=== Aim ===
Filter this data down to the lines that hold "components", and copy them.

=== Entries taken from a collection ===
================
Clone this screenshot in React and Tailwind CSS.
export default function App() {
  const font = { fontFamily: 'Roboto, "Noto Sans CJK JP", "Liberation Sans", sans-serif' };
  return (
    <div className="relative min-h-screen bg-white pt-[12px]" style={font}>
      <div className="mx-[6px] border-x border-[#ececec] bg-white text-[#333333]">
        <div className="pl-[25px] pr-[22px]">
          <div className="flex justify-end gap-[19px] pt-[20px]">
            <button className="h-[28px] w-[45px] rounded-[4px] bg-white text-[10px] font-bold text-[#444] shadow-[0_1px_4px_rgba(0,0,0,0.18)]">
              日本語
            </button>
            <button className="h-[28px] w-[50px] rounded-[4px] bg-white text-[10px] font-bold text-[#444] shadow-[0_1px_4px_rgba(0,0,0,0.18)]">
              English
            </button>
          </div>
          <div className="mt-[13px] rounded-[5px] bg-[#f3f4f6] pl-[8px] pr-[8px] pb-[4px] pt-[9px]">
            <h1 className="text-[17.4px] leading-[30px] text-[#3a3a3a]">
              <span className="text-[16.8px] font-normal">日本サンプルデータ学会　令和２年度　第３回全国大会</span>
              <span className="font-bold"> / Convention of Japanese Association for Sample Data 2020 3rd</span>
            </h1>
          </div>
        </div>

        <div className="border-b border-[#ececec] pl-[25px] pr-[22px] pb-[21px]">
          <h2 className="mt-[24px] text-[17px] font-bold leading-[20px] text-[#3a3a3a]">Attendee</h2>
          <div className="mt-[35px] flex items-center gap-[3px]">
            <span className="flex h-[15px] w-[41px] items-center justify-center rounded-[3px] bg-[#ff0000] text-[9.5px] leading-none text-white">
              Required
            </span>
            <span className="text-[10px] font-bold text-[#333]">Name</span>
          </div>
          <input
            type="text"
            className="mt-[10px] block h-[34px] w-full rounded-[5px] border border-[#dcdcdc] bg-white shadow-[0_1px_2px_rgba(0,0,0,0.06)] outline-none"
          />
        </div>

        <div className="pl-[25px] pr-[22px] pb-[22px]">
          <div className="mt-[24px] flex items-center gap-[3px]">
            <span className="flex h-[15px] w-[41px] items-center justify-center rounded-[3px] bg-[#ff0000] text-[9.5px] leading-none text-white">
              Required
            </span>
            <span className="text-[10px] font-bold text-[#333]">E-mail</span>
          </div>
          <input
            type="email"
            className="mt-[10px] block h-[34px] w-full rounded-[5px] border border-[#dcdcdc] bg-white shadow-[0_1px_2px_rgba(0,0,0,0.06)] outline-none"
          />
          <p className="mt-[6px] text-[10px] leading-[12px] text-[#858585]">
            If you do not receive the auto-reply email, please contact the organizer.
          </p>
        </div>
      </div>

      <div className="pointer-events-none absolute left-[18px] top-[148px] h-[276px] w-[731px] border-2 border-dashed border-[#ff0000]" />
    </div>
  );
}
================
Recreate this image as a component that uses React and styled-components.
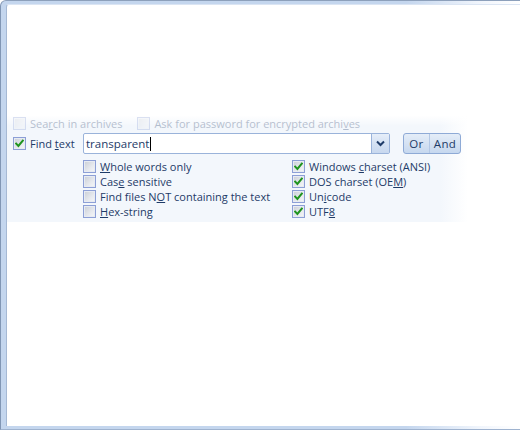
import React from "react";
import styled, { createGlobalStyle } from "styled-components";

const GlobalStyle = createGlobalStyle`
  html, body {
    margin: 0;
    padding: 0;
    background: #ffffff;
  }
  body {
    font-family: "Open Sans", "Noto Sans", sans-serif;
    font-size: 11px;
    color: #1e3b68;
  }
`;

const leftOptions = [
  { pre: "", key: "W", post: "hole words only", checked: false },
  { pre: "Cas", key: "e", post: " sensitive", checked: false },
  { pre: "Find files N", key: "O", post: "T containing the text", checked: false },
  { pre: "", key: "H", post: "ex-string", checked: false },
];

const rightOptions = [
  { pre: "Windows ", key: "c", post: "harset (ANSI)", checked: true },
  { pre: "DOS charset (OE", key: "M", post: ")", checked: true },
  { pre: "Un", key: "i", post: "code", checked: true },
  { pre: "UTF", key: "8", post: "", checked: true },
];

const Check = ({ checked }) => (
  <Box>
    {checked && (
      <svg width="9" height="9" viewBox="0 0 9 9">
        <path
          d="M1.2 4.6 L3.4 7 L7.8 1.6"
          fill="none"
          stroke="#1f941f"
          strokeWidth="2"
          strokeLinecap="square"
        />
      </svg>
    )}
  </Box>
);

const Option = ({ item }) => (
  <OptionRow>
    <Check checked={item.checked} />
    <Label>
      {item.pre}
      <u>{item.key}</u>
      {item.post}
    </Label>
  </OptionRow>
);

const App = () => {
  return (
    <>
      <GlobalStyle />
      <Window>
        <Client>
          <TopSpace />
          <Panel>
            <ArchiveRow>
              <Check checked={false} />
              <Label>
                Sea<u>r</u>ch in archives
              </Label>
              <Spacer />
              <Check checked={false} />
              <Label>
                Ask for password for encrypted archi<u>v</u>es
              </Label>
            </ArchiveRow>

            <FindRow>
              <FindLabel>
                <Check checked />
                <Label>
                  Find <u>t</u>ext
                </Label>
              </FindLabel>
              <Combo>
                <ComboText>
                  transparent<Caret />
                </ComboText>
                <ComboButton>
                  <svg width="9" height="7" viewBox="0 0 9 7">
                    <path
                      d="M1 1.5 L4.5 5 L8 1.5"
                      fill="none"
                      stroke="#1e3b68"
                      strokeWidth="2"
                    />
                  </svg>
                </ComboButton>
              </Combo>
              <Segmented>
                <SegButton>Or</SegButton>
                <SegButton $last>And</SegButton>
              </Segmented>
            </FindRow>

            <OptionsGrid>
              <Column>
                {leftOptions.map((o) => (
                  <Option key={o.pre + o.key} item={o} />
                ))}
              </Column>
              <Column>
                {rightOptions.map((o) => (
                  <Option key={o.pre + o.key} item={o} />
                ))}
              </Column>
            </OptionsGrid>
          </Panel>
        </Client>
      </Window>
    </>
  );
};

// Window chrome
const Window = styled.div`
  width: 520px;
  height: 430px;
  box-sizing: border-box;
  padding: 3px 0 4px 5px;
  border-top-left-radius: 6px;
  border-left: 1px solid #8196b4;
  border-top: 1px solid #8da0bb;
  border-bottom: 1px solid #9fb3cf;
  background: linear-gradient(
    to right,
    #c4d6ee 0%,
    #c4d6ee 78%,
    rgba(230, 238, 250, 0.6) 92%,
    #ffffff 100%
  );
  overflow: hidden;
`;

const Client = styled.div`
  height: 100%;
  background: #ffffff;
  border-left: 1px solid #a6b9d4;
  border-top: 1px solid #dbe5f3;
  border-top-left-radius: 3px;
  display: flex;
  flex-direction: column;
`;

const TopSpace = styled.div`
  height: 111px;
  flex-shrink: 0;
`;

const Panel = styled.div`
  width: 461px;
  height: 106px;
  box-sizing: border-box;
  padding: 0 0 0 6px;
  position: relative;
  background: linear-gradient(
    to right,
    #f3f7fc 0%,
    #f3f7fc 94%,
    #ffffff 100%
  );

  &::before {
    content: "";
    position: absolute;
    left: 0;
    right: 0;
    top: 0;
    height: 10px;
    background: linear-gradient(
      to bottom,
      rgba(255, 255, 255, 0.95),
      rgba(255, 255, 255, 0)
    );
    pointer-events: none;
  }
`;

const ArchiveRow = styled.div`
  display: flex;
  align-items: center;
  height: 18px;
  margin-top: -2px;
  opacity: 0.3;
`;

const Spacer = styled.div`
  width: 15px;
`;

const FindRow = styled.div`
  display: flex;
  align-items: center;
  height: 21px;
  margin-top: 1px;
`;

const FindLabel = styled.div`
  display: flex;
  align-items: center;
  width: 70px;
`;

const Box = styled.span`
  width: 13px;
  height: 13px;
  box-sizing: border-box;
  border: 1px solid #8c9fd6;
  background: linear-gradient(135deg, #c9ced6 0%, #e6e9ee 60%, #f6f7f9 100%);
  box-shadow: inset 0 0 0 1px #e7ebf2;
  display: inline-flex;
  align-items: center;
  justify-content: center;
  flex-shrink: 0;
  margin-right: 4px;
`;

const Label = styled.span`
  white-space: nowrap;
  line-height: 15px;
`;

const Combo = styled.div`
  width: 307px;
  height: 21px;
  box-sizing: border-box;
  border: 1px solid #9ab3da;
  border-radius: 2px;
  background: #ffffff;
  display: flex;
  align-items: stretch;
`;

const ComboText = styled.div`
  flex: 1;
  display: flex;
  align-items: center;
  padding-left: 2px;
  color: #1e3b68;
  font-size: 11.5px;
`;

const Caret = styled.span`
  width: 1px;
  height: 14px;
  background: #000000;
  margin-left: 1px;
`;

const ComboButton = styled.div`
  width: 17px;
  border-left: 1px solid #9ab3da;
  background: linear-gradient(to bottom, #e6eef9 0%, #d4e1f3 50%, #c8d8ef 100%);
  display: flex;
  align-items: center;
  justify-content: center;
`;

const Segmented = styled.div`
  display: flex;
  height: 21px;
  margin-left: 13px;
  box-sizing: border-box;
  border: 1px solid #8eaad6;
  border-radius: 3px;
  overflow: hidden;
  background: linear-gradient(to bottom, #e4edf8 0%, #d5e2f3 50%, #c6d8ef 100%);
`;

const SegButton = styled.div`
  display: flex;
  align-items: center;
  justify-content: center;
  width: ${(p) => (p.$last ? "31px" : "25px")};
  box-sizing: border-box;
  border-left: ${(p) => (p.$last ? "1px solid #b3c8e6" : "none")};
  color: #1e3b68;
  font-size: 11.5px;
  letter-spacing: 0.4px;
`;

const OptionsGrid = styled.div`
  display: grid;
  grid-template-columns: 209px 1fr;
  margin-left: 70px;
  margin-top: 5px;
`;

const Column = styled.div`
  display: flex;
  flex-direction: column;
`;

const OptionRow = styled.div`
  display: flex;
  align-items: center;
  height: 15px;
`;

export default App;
================
=== Solution to this task ===
Recreate this image as a component that uses React and styled-components.
import styled, { createGlobalStyle } from "styled-components";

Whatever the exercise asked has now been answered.